Bonus question) If you were given total executive authority for one week and your decisions could not be reversed for a decade, what are the first three things you would do?

I’ll try to answer these questions for myself next time.

Thanks for reading.

 

 

 

7 thoughts on “In Soviet Russia (er… America), Politics Elect You”

  1. Nice rant! I take it that you have read Ron Paul;s “Manifesto”. Have you read Ayn Rand’s “Atlas Shrugged” or “We the living”? You are so right when you say that those in power are not ready to give it up. Yes, that’s why Ron Paul will most likely never be president. Your assertion that there is a disconnect between those we elect and those being allegedly served by them. In answer to your questions:
    1. I’m not sure what you mean by “patriotic idea of America” . I’ll admit that I have an elitist view of my country. America is the home of the “great experiment” as our founders called it. I see it as it could and should be to me. A light of hope to those who want to achieve success on their own and choose their own path to success.

    2. The most perfect America I can imagine is America as it was founded. The government being a necessary evil that is a true servant of the people. The government staying out of commerce in every way. No political entanglements with ANY other countries. As Thomas Jefferson said “commerce with all and entanglements with none.” A government that doesn’t protect us from our selves. A government that will and can allow both success and failure without getting involved. A country where there are no professional politicians only citizens who serve their term and go back to their personal lives. I could go on all day…… Other than roads and a standing military, I don’t have much use for government in it’s present incarnation.

    Steve in Weaverville.

  2. +1 Steve

    I would just pretty much duplicate your answers.
    Amazing that we are so restrained by our government that we as individuals have lost the power to fix things ourselves.

    I’ve pretty much come to the conclusion that anyone running for a political office isn’t someone that should be elected. If we all got together and picked one person that we all agreed would be a great leader and suggested it…he/she would most likely decline and run for the hills.

    I’m worried about the future of America and feel like there really is damn little I can do about it.

    But the sun is shining and I’ll pull a Scarlett O’Hara, just like most everyone else:
    ” Tomorrow I’ll think of some way . . . after all, tomorrow is another day.”
    Except one of these days, tomorrow will come and we just might not like what comes with it much.

    • Steve does have some nice answers, Pocofish. I wish I could argue with anything you say, but I think as long as we are allowing representatives who set the rules differently for themselves than the rest of us, we’re pretty well screwed. The snake will continue to chew on its own tail until its fangs get repossessed. I’d start with term limits, no lavish retirements for elected officials, the same laws and regulations for everyone, and reducing the entire tax code to a maximum of ten pages.

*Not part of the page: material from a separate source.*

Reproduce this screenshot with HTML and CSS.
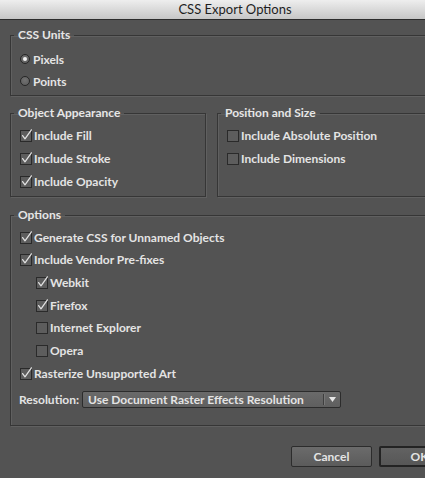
FILE: index.html
```html
<!DOCTYPE html>
<html>
<head>
<meta charset="utf-8">
<title>CSS Export Options</title>
<link rel="stylesheet" href="styles.css">
</head>
<body>
<div class="dialog">
  <div class="titlebar">CSS Export Options</div>
  <div class="content">
    <fieldset class="group units">
      <legend>CSS Units</legend>
      <div class="row"><span class="radio on"></span><span>Pixels</span></div>
      <div class="row"><span class="radio"></span><span>Points</span></div>
    </fieldset>

    <div class="pair">
      <fieldset class="group appearance">
        <legend>Object Appearance</legend>
        <div class="row"><svg class="cb" width="13" height="13" viewBox="0 0 13 13"><rect x="0.5" y="1.5" width="11" height="11"/><path d="M2.6 6.6 L5 9.8 L11.4 0.8"/></svg><span>Include Fill</span></div>
        <div class="row"><svg class="cb" width="13" height="13" viewBox="0 0 13 13"><rect x="0.5" y="1.5" width="11" height="11"/><path d="M2.6 6.6 L5 9.8 L11.4 0.8"/></svg><span>Include Stroke</span></div>
        <div class="row"><svg class="cb" width="13" height="13" viewBox="0 0 13 13"><rect x="0.5" y="1.5" width="11" height="11"/><path d="M2.6 6.6 L5 9.8 L11.4 0.8"/></svg><span>Include Opacity</span></div>
      </fieldset>
      <fieldset class="group position">
        <legend>Position and Size</legend>
        <div class="row"><svg class="cb" width="13" height="13" viewBox="0 0 13 13"><rect x="0.5" y="1.5" width="11" height="11"/></svg><span>Include Absolute Position</span></div>
        <div class="row"><svg class="cb" width="13" height="13" viewBox="0 0 13 13"><rect x="0.5" y="1.5" width="11" height="11"/></svg><span>Include Dimensions</span></div>
      </fieldset>
    </div>

    <fieldset class="group options">
      <legend>Options</legend>
      <div class="orow"><svg class="cb" width="13" height="13" viewBox="0 0 13 13"><rect x="0.5" y="1.5" width="11" height="11"/><path d="M2.6 6.6 L5 9.8 L11.4 0.8"/></svg><span>Generate CSS for Unnamed Objects</span></div>
      <div class="orow"><svg class="cb" width="13" height="13" viewBox="0 0 13 13"><rect x="0.5" y="1.5" width="11" height="11"/><path d="M2.6 6.6 L5 9.8 L11.4 0.8"/></svg><span>Include Vendor Pre-fixes</span></div>
      <div class="orow sub"><svg class="cb" width="13" height="13" viewBox="0 0 13 13"><rect x="0.5" y="1.5" width="11" height="11"/><path d="M2.6 6.6 L5 9.8 L11.4 0.8"/></svg><span>Webkit</span></div>
      <div class="orow sub"><svg class="cb" width="13" height="13" viewBox="0 0 13 13"><rect x="0.5" y="1.5" width="11" height="11"/><path d="M2.6 6.6 L5 9.8 L11.4 0.8"/></svg><span>Firefox</span></div>
      <div class="orow sub"><svg class="cb" width="13" height="13" viewBox="0 0 13 13"><rect x="0.5" y="1.5" width="11" height="11"/></svg><span>Internet Explorer</span></div>
      <div class="orow sub"><svg class="cb" width="13" height="13" viewBox="0 0 13 13"><rect x="0.5" y="1.5" width="11" height="11"/></svg><span>Opera</span></div>
      <div class="orow"><svg class="cb" width="13" height="13" viewBox="0 0 13 13"><rect x="0.5" y="1.5" width="11" height="11"/><path d="M2.6 6.6 L5 9.8 L11.4 0.8"/></svg><span>Rasterize Unsupported Art</span></div>
      <div class="res-row">
        <span class="res-label">Resolution:</span>
        <div class="select">
          <span class="select-text">Use Document Raster Effects Resolution</span>
          <span class="select-btn"><svg width="7" height="5" viewBox="0 0 7 5"><path d="M0 0 H7 L3.5 5 Z"/></svg></span>
        </div>
      </div>
    </fieldset>

    <div class="buttons">
      <button class="btn">Cancel</button>
      <button class="btn default">OK</button>
    </div>
  </div>
</div>
</body>
</html>
```

FILE: styles.css
```css
html, body {
  margin: 0;
  padding: 0;
  background: #535353;
  overflow: hidden;
}

body {
  font-family: Lato, "Liberation Sans", sans-serif;
  font-size: 12px;
  font-weight: 700;
  color: #e4e4e4;
  width: 425px;
  height: 478px;
}

.dialog {
  width: 470px;
  height: 478px;
  background: #535353;
}

.titlebar {
  height: 19px;
  line-height: 19px;
  border-bottom: 1px solid #2c2c2c;
  background: linear-gradient(#eeeeee, #d6d6d6 60%, #c6c6c6);
  color: #1e1e1e;
  font-size: 13px;
  font-weight: 400;
  text-align: center;
}

.content {
  padding: 8px 10px 0 10px;
}

.group {
  margin: 0;
  min-width: 0;
  border: 1px solid #363636;
  box-shadow: 1px 1px 0 #606060, inset 1px 1px 0 #606060;
  padding: 0 8px 3px 9px;
}

.group legend {
  padding: 0 4px;
  margin-left: -6px;
  line-height: 14px;
  height: 14px;
  color: #e6e6e6;
}

.units {
  padding-top: 6px;
}

.row {
  display: flex;
  align-items: center;
  height: 22px;
}

.pair {
  margin-top: 10px;
  display: grid;
  grid-template-columns: 196px 1fr;
  column-gap: 11px;
}

.pair .group {
  padding-top: 4px;
}

.pair .row {
  height: 23px;
}

.radio {
  width: 10px;
  height: 10px;
  border-radius: 50%;
  border: 1px solid #262626;
  background: radial-gradient(circle at 50% 40%, #727272, #5a5a5a);
  margin-right: 3px;
  box-sizing: border-box;
  display: flex;
  align-items: center;
  justify-content: center;
  flex: none;
}

.radio.on::after {
  content: "";
  width: 4px;
  height: 4px;
  border-radius: 50%;
  background: #f2f2f2;
}

.cb {
  flex: none;
  margin-right: 1px;
  overflow: visible;
}

.cb rect {
  fill: #5d5d5d;
  stroke: #2a2a2a;
  stroke-width: 1;
}

.cb path {
  fill: none;
  stroke: #e2e2e2;
  stroke-width: 1.25;
  stroke-linejoin: round;
  stroke-linecap: round;
}

.options {
  margin-top: 11px;
  padding-top: 4px;
  padding-bottom: 17px;
}

.orow {
  display: flex;
  align-items: center;
  height: 22.66px;
}

.orow.sub {
  padding-left: 16px;
}

.res-row {
  margin-top: 6px;
  display: flex;
  align-items: center;
  height: 17px;
}

.res-label {
  width: 63px;
  margin-left: -1px;
  flex: none;
}

.select {
  width: 259px;
  height: 17px;
  box-sizing: border-box;
  border: 1px solid #2c2c2c;
  border-radius: 2px;
  background: linear-gradient(#6a6a6a, #5f5f5f);
  display: flex;
  align-items: center;
}

.select-text {
  flex: 1;
  padding-left: 5px;
  white-space: nowrap;
}

.select-btn {
  width: 16px;
  height: 11px;
  border-left: 1px solid #3e3e3e;
  box-shadow: inset 1px 0 0 #777777;
  display: flex;
  align-items: center;
  justify-content: center;
}

.select-btn svg path {
  fill: #e6e6e6;
}

.buttons {
  margin-top: 20px;
  display: flex;
  justify-content: flex-end;
  gap: 7px;
}

.btn {
  width: 81px;
  height: 21px;
  box-sizing: border-box;
  border: 1px solid #2c2c2c;
  border-radius: 2px;
  background: linear-gradient(#6b6b6b, #5b5b5b);
  color: #e4e4e4;
  font-family: Lato, "Liberation Sans", sans-serif;
  font-size: 12px;
  font-weight: 700;
  padding: 0;
}

.btn.default {
  border: 2px solid #232323;
  background: linear-gradient(#626262, #575757);
}
```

      In the wild ideas file, my brother and I talked about a thing called the “Hundred rules.” If any organization or agency can’t operate on a hundred rules or less, they need to go. Also, there’s the idea of eliminating campaign finance shenanigans by having each office have a general pool for campaign funds. The more people running for any given office, the less money they have to spend on the campaign. After watching our Congress spend the last year doing not much more than extending debt, taking care of themselves, and peeing on each other’s shoes, I wonder if we would be better off just randomly selecting representatives within a loose set of criteria, putting them in office for two years, and letting them do their best. But then, what would news channels do for the two years leading up to every single election?

      I have a sneaky notion that, as you say, anyone who spends the time and money it takes to get elected doesn’t need to be in office.

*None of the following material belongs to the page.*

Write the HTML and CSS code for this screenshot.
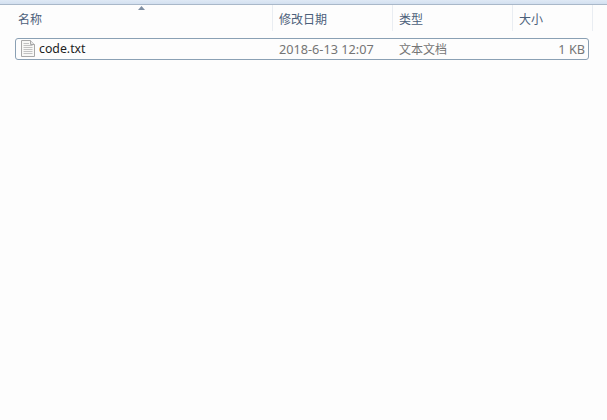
FILE: index.html
```html
<!DOCTYPE html>
<html lang="zh-CN">
<head>
    <meta charset="UTF-8">
    <meta name="viewport" content="width=device-width, initial-scale=1.0">
    <title>code</title>
    <link rel="stylesheet" href="styles.css">
</head>
<body>
    <div class="topbar"></div>
    <div class="header">
        <div class="col col-name">
            名称
            <svg class="sort-arrow" width="7" height="4" viewBox="0 0 7 4"><path d="M0 4 L3.5 0 L7 4 Z" fill="#7f8fa3"/></svg>
        </div>
        <div class="col col-date">修改日期</div>
        <div class="col col-type">类型</div>
        <div class="col col-size">大小</div>
    </div>
    <div class="row">
        <div class="cell-name">
            <svg class="file-icon" width="14" height="17" viewBox="0 0 14 17">
                <path d="M0.5 0.5 H9.5 L13.5 4.5 V16.5 H0.5 Z" fill="#f8f8f6" stroke="#a8a8a8"/>
                <path d="M9.5 0.5 V4.5 H13.5" fill="#e6e6e6" stroke="#a8a8a8"/>
                <path d="M2.5 3.5 H8 M2.5 5.5 H11.5 M2.5 7.5 H11.5 M2.5 9.5 H11.5 M2.5 11.5 H11.5 M2.5 13.5 H11.5" stroke="#c2c2c2"/>
            </svg>
            <span class="file-name">code.txt</span>
        </div>
        <div class="cell-date">2018-6-13 12:07</div>
        <div class="cell-type">文本文档</div>
        <div class="cell-size">1 KB</div>
    </div>
</body>
</html>
```

FILE: styles.css
```css
body {
    margin: 0;
    height: 420px;
    overflow: hidden;
    background-color: #fdfdfd;
    font-family: "Noto Sans", "Noto Sans CJK SC", sans-serif;
    font-size: 12px;
}

.topbar {
    height: 4px;
    background: linear-gradient(#dfe9f5, #d3e0f0);
    border-bottom: 1px solid #a9b8c9;
}

.header {
    display: flex;
    height: 26px;
    margin-bottom: 7px;
    color: #4c607a;
}

.col {
    box-sizing: border-box;
    width: 120px;
    padding: 6px 0 0 6px;
    border-right: 1px solid #e9edf2;
    line-height: 17px;
}

.col-name {
    position: relative;
    width: 273px;
    padding-left: 18px;
}

.sort-arrow {
    position: absolute;
    top: 1px;
    left: 138px;
}

.col-size {
    width: 80px;
}

.row {
    display: flex;
    align-items: center;
    box-sizing: border-box;
    width: 574px;
    height: 22px;
    margin-left: 15px;
    padding-bottom: 1px;
    border: 1px solid #8aa0b4;
    border-radius: 3px;
    color: #757575;
}

.cell-name {
    display: flex;
    align-items: center;
    gap: 4px;
    width: 263px;
    padding-left: 5px;
    box-sizing: border-box;
    color: #1e1e1e;
}

.file-name {
    font-size: 12.3px;
}

.file-icon {
    flex-shrink: 0;
}

.cell-date {
    width: 120px;
    font-size: 12.7px;
}

.cell-type {
    width: 100px;
}

.cell-size {
    width: 86px;
    text-align: right;
    font-size: 12.7px;
}
```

      To stretch the point, the upside of human adaptability is that we are at the top of the food chain. The downside is that we can get used to anything. Given what I see, two years of adapting to Congress is probably equivalent to losing all understanding of how people actually live in this country.

  3. I enjoyed your article and you make some good points. I have to ask you one question though, isn’t the government we have the one we deserve? After all we voted it in and we can vote it out. The main problem with America and Americans (me included) is we bought the line that we can have it all at little or no effort and we support the elected officials that enable this sense of entitlement. I have heard almost every candidate claim they will repeal Obama care. No they won’t, unless they have a like minded congress and Supreme Court. I guess what I am saying is we are willing to believe the lie because it is what we want to hear. We all want to live in a big house and even though you know you can’t afford it is easy to believe the lie that you will be in the future but you can have it now.
    1.) What is my idea of a patriotic America? The best way to help your neighbor is to not become a burden on him. A hand up should be repaid and a hand out should not be given.
    2.) The ideal America? Out of great risk comes great reward or great failure.
    The biggest problem with the primaries are that by the time the majority of the country gets to vote the candidates will have been either picked or weeded out by the media, the party, and three states that in my mind do not represent a cross section of America. I would have liked to at least had the opportunity to at least cast my vote for Rep. Bachman now I am having to settle for what’s left of the pack. Sorry not Ron Paul.

    • Well, to a certain extent, I’d have to say yes. We do have the government we deserve, and I think you made a good argument for why we, as a society, have ended up with what we have. But it’s never that simple. Some people would argue that we have already pushed into territory where our votes have much less power than they should. Whether that’s due to the power of money in our political process, or the simple watering down effect of trying to vote for change in a country in which we all seem to be driving to the middle (or the bottom, depending on your point of view), it’s an open question. Another question is who defines that middle, and how do they create our mass definition? Are we all victims of someone else’s vision? If so, what purpose does it serve? I think it’s safe to say it doesn’t serve those of us who are just trying to live a nice middle class life.

      I just had a conversation with someone who has decided that the best we can do is to try to minimize the impact of government in our lives and to live an example of a lifestyle that does not depend on our current American definitions of… Let’s call it “free success.”